I'll disagree. There are very few situations where restricting class instantiation to one object both solves a problem and doesn't cause unneeded headaches.

Almost always a boring global with careful access control is better. It provides a single object just as well without limiting options for future software engineering needs: testing, adding construction parameters, migration, gradual deprecation, etc.

As to legitimate uses, anything with system scope can't be controlled within a process. And there are few things that inherently couldn't be instantiated twice that aren't better managed by the OS.


> a boring global with careful access control

There is no such thing as "access control to global", unless you mean humans in code review, in that case, OK


You can have global linkage and private access control in several ways.


> Not quite, you're confusing a particular way a singleton is implemented with the whole purpose of a singleton and why there's a need to restrict a class to have a single instance to begin with.

Have you actually read the definition(s) of the singleton pattern? E.g. Wikipedia: "In software engineering, the singleton pattern is a software design pattern that restricts the instantiation of a class to one "single" instance." (https://en.wikipedia.org/wiki/Singleton_pattern)

And it's the same in most other definitions.

Also, make sure to read the criticism on the Wikipedia page - I think the criticism there is enough to classify it as an antipattern, because again, it's not about just having one instance of a type/class.


> Have you actually read the definition(s) of the singleton pattern? E.g. Wikipedia: "In software engineering, the singleton pattern is a software design pattern that restricts the instantiation of a class to one "single" instance."

Yes, I did. I also know what a singleton is, and the whole point it's a thing. Did you read my explanation were I pointed out your misconceptions?

> Also, make sure to read the criticism on the Wikipedia page - I think the criticism there is enough to classify it as an antipattern,

You should first take your own advice into consideration and first read your sources before citing them. If you did before succumbing to your appeal to authority, you would have noticed the fact that your whole argument that singletons supposedly were an anti-pattern is what, and I quote, "it is frequently used in scenarios where it is not beneficial" because of the global state. Do you understand the problem with the way you're trying to generalize an assertion, specially given that enforcing a global state is often the whole point of using a singleton? If you fail to understand how/why/when a technique is used, that does not make it an anti-pattern.

Lastly, please get acquainted with HN's guidelines on commenting as your last comment goes against a few principles stated in them.


We are talking about design patterns here, about the singleton design pattern. And not just about singleton objects. You still seem to mix up the two things.

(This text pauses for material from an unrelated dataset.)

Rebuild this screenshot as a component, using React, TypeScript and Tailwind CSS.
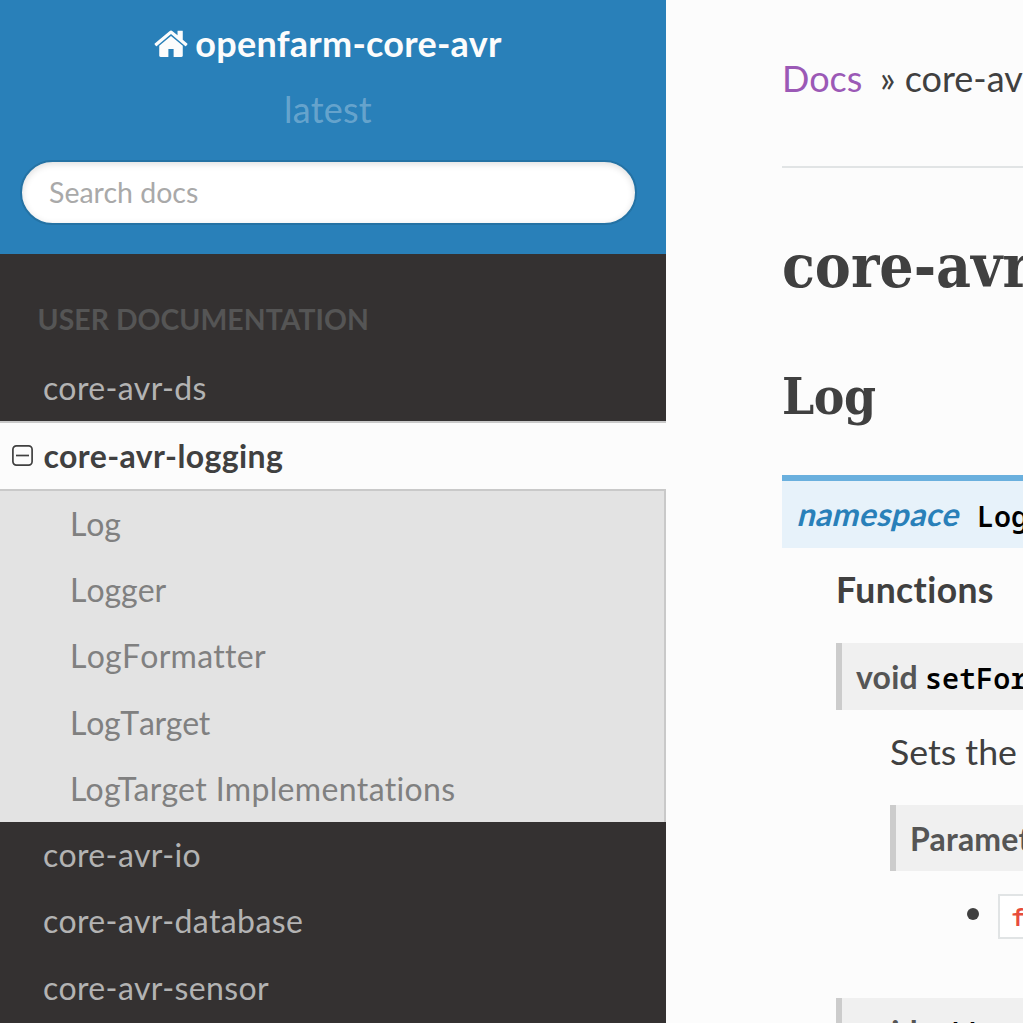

> Lastly, please get acquainted with HN's guidelines on commenting as your last comment goes against a few principles stated in them.

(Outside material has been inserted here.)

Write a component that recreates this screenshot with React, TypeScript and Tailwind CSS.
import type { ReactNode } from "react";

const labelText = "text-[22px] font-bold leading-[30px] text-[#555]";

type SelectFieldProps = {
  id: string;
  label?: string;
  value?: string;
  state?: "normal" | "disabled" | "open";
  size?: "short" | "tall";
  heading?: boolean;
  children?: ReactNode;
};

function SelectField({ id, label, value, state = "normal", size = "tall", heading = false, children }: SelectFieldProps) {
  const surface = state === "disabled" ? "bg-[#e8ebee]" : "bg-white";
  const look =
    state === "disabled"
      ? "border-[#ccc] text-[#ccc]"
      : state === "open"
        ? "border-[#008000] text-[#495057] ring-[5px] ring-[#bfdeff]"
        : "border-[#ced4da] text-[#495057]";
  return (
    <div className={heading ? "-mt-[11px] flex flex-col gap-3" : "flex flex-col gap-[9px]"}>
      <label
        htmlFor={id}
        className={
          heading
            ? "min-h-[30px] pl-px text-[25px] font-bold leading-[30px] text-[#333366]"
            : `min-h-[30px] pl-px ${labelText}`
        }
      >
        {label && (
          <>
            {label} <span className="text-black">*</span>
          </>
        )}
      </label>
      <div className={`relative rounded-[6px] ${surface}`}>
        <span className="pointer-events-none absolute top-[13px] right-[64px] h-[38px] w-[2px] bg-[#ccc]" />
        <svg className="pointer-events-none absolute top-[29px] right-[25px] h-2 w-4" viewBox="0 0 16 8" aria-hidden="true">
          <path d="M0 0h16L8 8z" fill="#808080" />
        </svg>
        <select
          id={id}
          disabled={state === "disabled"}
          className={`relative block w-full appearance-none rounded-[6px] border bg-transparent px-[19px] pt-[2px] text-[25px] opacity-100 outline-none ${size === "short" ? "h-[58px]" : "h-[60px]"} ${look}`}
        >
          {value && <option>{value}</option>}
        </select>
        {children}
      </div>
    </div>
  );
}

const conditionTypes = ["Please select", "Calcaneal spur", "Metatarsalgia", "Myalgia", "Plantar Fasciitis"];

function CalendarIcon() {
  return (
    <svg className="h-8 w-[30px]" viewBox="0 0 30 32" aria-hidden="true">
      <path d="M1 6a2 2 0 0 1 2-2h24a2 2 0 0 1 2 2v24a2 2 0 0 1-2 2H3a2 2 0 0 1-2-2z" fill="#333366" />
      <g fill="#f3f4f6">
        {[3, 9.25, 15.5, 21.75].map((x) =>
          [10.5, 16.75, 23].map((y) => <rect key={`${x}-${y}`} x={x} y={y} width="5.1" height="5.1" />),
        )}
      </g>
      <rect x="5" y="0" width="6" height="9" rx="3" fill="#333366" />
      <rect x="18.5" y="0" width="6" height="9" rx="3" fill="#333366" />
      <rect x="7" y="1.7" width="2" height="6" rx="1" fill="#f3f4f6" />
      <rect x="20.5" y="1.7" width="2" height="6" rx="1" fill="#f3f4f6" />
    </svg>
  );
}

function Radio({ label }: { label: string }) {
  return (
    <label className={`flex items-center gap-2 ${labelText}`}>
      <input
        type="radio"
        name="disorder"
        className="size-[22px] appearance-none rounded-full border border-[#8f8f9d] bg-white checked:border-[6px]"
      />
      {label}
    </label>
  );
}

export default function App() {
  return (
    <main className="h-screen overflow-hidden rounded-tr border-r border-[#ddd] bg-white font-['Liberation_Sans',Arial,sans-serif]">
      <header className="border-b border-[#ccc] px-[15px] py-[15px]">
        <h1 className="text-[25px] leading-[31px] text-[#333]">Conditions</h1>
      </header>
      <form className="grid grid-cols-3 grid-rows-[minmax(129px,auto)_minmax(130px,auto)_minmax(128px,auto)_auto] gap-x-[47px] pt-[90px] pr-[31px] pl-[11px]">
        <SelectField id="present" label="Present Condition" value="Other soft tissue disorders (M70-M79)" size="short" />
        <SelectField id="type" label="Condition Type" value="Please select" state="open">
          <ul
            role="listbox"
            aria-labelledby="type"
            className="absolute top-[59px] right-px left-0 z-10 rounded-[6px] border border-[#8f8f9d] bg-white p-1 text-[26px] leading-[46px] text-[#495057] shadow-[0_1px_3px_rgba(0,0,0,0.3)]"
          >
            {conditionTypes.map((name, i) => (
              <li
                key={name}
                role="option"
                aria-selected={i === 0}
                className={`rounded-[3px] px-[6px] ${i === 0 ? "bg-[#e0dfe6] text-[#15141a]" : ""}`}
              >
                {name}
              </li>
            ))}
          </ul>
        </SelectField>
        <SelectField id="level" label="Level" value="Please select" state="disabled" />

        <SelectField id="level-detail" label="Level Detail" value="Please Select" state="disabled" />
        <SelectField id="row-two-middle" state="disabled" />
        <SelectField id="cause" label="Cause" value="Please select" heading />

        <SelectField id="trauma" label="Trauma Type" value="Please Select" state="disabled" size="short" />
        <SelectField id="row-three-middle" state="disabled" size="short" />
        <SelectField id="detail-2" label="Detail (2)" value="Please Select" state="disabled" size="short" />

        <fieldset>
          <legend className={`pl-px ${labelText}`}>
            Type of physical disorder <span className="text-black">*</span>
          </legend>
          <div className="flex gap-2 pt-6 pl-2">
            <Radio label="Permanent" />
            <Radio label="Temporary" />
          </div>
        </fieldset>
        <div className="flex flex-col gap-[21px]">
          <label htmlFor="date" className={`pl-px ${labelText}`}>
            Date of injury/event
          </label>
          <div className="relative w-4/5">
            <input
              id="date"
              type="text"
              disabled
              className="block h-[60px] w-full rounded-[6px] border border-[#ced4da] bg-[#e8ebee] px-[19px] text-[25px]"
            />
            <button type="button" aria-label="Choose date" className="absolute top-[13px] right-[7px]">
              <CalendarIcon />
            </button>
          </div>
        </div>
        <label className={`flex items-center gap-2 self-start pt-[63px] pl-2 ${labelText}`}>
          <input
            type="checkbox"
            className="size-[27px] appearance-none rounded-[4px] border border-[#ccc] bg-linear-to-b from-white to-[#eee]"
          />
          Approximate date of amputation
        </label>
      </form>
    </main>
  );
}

I think you are just misunderstanding me (and the OP) and I'm trying to clarify. I don't see which principle I would violate with that.


> We are talking about design patterns here, about the singleton design pattern.

I appreciate your attempt to move the goal post and gaslight, but it's already readily apparent that you're very confident in your misunderstanding and misconceptions, and very resilient to their clarifications and corrections. You're free to learn about the basics of design patterns if you'd like but until then I see no point in continuing this discussion.


> I don't get blogs like these. This story has been told a million times with more or less the same content and structure.

Yes, but things like this need to be repeated every few years to show it to a new generation of coders.

30-40 some year olds of today have probably been exposed to the original design patterns book already, but a younger generation grew up and worked with different tech, e.g. ruby / python / php, where these design patterns were reinvented.

I mean Ruby on Rails and some PHP frameworks from the 2000's / 2010's reinvented the MVC framework / design pattern, I had never heard of it before until these came back with it, but it's a pattern from the 70's apparently.


Probably because it's the most well known and understood designa pattern. The second one is probably Factory.